### Data excerpt
——————

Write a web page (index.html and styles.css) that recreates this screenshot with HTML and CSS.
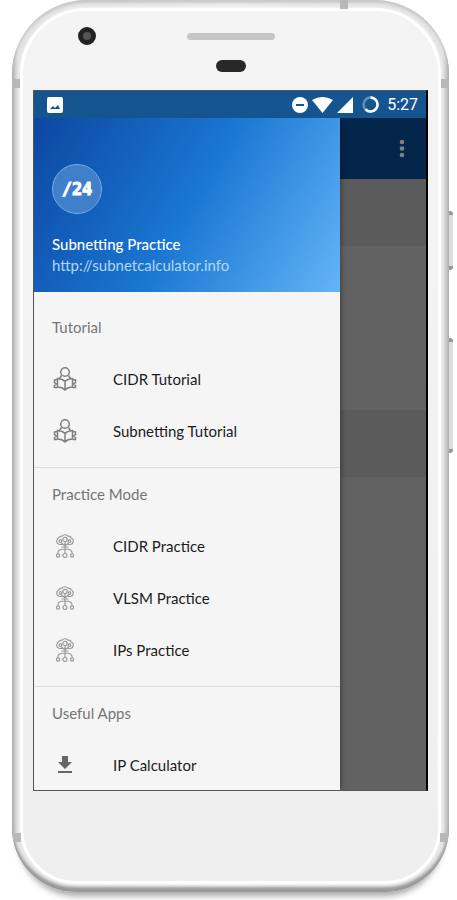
FILE: index.html
```html
<!DOCTYPE html>
<html lang="en">

<head>
  <meta charset="UTF-8" />
  <title>Subnetting Practice</title>
  <meta name="viewport" content="width=device-width, initial-scale=1.0" />
  <link rel="stylesheet" href="styles.css">
</head>

<body>

  <!-- shared icons -->
  <svg class="sprite" aria-hidden="true">
    <symbol id="reader" viewBox="0 0 24 24">
      <circle cx="12" cy="5" r="4.300" />
      <path d="M8.500 8.500 6.500 11.500M15.500 8.500l2 3M12 14.500v8.500M12 14.500C10 12.500 7.500 11.600 4.500 11.500v8.500c3 0 5.500.8 7.500 3 2-2.200 4.500-3 7.500-3v-8.500c-3 .1-5.500 1-7.500 3" />
      <path d="M4.500 12.500 1.500 13v2.500l2 1.500-2 1.500v2h3M19.500 12.500l3 .5v2.500l-2 1.500 2 1.500v2h-3" />
    </symbol>
    <symbol id="network" viewBox="0 0 20 24">
      <path d="M6 10.500H4.500A3.500 3.500 0 0 1 3.500 4 4 4 0 0 1 7 2.200a3.800 3.800 0 0 1 6 0A4 4 0 0 1 16.500 4a3.500 3.500 0 0 1-1 6.500H14" />
      <circle cx="10" cy="5.500" r="2.200" />
      <circle cx="5.500" cy="7" r="1.300" />
      <circle cx="14.500" cy="7" r="1.300" />
      <path d="M10 8v11.500M6 8.500 10 12l4-3.500M6 10.500h8M6.500 13h7M3 19.500V18.500c0-2.500 3-3.500 7-3.500s7 1 7 3.500v1" />
      <circle cx="3" cy="21.500" r="1.600" />
      <circle cx="10" cy="21.500" r="2" />
      <circle cx="17" cy="21.500" r="1.600" />
    </symbol>
  </svg>

  <div class="phone">
    <span class="band band-top"></span>
    <span class="band band-left"></span>
    <span class="band band-right"></span>
    <span class="band band-left band-low"></span>
    <span class="band band-right band-low"></span>
    <span class="side-key power"></span>
    <span class="side-key volume"></span>

    <div class="face">
      <div class="bezel">
        <span class="camera"></span>
        <span class="speaker"></span>
        <span class="sensor"></span>
      </div>

      <div class="screen">
        <div class="status-bar">
          <svg class="picture" width="16" height="16" viewBox="0 0 16 16">
            <rect width="16" height="16" rx="2" fill="#fff" />
            <path d="M3 12l3-3 2 2 3-3 2 4z" fill="#14558f" />
          </svg>
          <svg width="16" height="16" viewBox="0 0 16 16">
            <circle cx="8" cy="8" r="8" fill="#fff" />
            <path d="M4 8h8" stroke="#14558f" stroke-width="2" />
          </svg>
          <svg width="21" height="16" viewBox="0 0 21 16">
            <path d="M0 3Q10.500-3 21 3L10.500 16z" fill="#fff" />
          </svg>
          <svg width="16" height="16" viewBox="0 0 16 16">
            <path d="M16 0v16H0z" fill="#fff" />
          </svg>
          <svg class="battery" width="17" height="17" viewBox="0 0 17 17" fill="none" stroke-width="2.500">
            <circle cx="8.500" cy="8.500" r="7" stroke="#5f8fbb" />
            <path d="M8.500 1.500a7 7 0 1 1-5 11.900" stroke="#fff" />
          </svg>
          <span class="clock">5:27</span>
        </div>

        <div class="app">
          <aside class="drawer">
            <header class="drawer-header">
              <div class="logo">/24</div>
              <div class="title">Subnetting Practice</div>
              <a class="link" href="http://subnetcalculator.info">http://subnetcalculator.info</a>
            </header>

            <nav class="menu">
              <section class="group">
                <h2>Tutorial</h2>
                <a class="item" href="#cidr-tutorial"><svg class="icon line"><use href="#reader" /></svg>CIDR Tutorial</a>
                <a class="item" href="#subnetting-tutorial"><svg class="icon line"><use href="#reader" /></svg>Subnetting Tutorial</a>
              </section>
              <section class="group">
                <h2>Practice Mode</h2>
                <a class="item" href="#cidr-practice"><svg class="icon line thin"><use href="#network" /></svg>CIDR Practice</a>
                <a class="item" href="#vlsm-practice"><svg class="icon line thin"><use href="#network" /></svg>VLSM Practice</a>
                <a class="item" href="#ips-practice"><svg class="icon line thin"><use href="#network" /></svg>IPs Practice</a>
              </section>
              <section class="group">
                <h2>Useful Apps</h2>
                <a class="item" href="#ip-calculator">
                  <svg class="icon" viewBox="0 0 24 24" fill="#666">
                    <path d="M9 3h6v6h4l-7 7-7-7h4zM5 18h14v2H5z" />
                  </svg>IP Calculator
                </a>
              </section>
            </nav>
          </aside>

          <main class="page">
            <div class="toolbar">
              <button class="more" type="button" aria-label="More options">
                <svg width="6" height="20" viewBox="0 0 6 20" fill="#7b8088">
                  <circle cx="3" cy="3" r="2.300" />
                  <circle cx="3" cy="9.500" r="2.300" />
                  <circle cx="3" cy="16" r="2.300" />
                </svg>
              </button>
            </div>
            <div class="row dark"></div>
            <div class="row tall"></div>
            <div class="row dark"></div>
          </main>
        </div>
      </div>
    </div>
  </div>

</body>

</html>
```

FILE: styles.css
```css
* {
  margin: 0;
  padding: 0;
  box-sizing: border-box;
}

body {
  background: #fff;
  font-family: Lato, "Liberation Sans", sans-serif;
  font-size: 15px;
  overflow: hidden;
}

.sprite {
  position: absolute;
  width: 0;
  height: 0;
}

/* phone body */
.phone {
  position: relative;
  margin: 0 8px 8px 12px;
  padding: 8px;
  border-radius: 74px 74px 64px 64px;
  background: linear-gradient(90deg, #b4b4b4 0, #e4e4e4 6px, #eee 50%, #e4e4e4 calc(100% - 6px), #b4b4b4 100%);
  box-shadow: inset 0 -5px 3px #999, inset 0 3px 3px #c8c8c8, 0 10px 6px -6px rgba(0, 0, 0, 0.35);
}

.face {
  padding: 0 10px 90px;
  border: 3px solid #fff;
  border-radius: 66px 66px 56px 56px;
  background: linear-gradient(#f4f4f4, #efefef);
  box-shadow: 0 0 3px #fff;
}

.band {
  position: absolute;
  width: 8px;
  height: 9px;
  background: #b8b8b8;
}

.band-top {
  top: 0;
  right: 101px;
}

.band-left {
  top: 79px;
  left: 0;
}

.band-right {
  top: 79px;
  right: 0;
}

.band-low {
  top: auto;
  bottom: 50px;
  margin: 0 1px;
}

.side-key {
  position: absolute;
  right: -4px;
  width: 4px;
  border: solid #999;
  border-width: 4px 0;
  border-radius: 0 3px 3px 0;
  background: #ddd;
}

.power {
  top: 211px;
  height: 59px;
}

.volume {
  top: 338px;
  height: 115px;
}

.bezel {
  display: grid;
  grid-template-columns: 1fr 88px 1fr;
  grid-template-rows: 18px 26px;
  row-gap: 8px;
  align-items: center;
  height: 79px;
  padding-top: 16px;
}

.camera {
  width: 18px;
  height: 18px;
  margin-left: 45px;
  border: 5px solid #222;
  border-radius: 50%;
  background: #555;
}

.speaker {
  height: 7px;
  border-radius: 4px;
  background: #c6c6c6;
}

.sensor {
  grid-column: 2;
  justify-self: center;
  width: 30px;
  height: 12px;
  border-radius: 6px;
  background: #282828;
}

/* screen */
.screen {
  display: flex;
  flex-direction: column;
  aspect-ratio: 394 / 699;
  border: 1px solid #555;
  border-right: 2px solid #000;
  overflow: hidden;
}

.status-bar {
  display: flex;
  flex: none;
  align-items: center;
  z-index: 2;
  height: 27px;
  padding: 0 8px 0 13px;
  gap: 4px;
  background: #14558f;
  color: #fff;
}

.picture {
  margin-right: auto;
}

.battery {
  margin-left: 5px;
}

.clock {
  margin-left: 4px;
  font-family: Roboto, sans-serif;
  font-size: 16px;
}

.app {
  display: flex;
  flex: 1;
  min-height: 0;
}

.drawer {
  z-index: 1;
  width: 78%;
  background: #f5f5f5;
  box-shadow: 0 0 6px rgba(0, 0, 0, 0.5);
}

.drawer-header {
  height: 174px;
  padding: 46px 18px 0;
  background: linear-gradient(120deg, #0d47a1, #1976d2 50%, #64b5f6);
  color: #fff;
}

.logo {
  width: 50px;
  height: 50px;
  border: 1px solid #77a9e0;
  border-radius: 50%;
  background: #4080cb;
  font: bold 17px/48px "DejaVu Sans Mono", monospace;
  text-align: center;
  -webkit-text-stroke: 1px #fff;
}

.title {
  margin-top: 20px;
  font-weight: 500;
  line-height: 20px;
}

.link {
  display: block;
  color: #b5d5f5;
  line-height: 22px;
  text-decoration: none;
}

.menu {
  padding-top: 9px;
}

.group {
  padding-bottom: 10px;
  border-bottom: 1px solid #dcdcdc;
}

.group h2 {
  padding-left: 18px;
  color: #757575;
  font-size: 15px;
  font-weight: 400;
  line-height: 52px;
}

.item {
  display: flex;
  align-items: center;
  gap: 36px;
  height: 52px;
  padding-left: 19px;
  color: #1c1c1c;
  text-decoration: none;
}

.icon {
  width: 24px;
  height: 24px;
}

.line {
  fill: none;
  stroke: #808080;
  stroke-width: 1.5;
}

.thin {
  stroke: #9a9a9a;
  stroke-width: 1.2;
}

/* dimmed page behind the drawer */
.page {
  flex: 1;
  background: #626262;
}

.toolbar {
  display: flex;
  align-items: center;
  justify-content: flex-end;
  height: 61px;
  padding-right: 21px;
  background: #05264b;
  box-shadow: 0 1px 4px rgba(0, 0, 0, 0.4);
}

.more {
  display: flex;
  border: none;
  background: none;
  cursor: pointer;
}

.row {
  height: 67px;
}

.dark {
  background: #5b5b5b;
}

.tall {
  height: 164px;
}
```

——————

### The problem
Report every line in the data above in which the word "page" appears.

### Reply to the exercise
Write a web page (index.html and styles.css) that recreates this screenshot with HTML and CSS.
          <main class="page">
/* dimmed page behind the drawer */
.page {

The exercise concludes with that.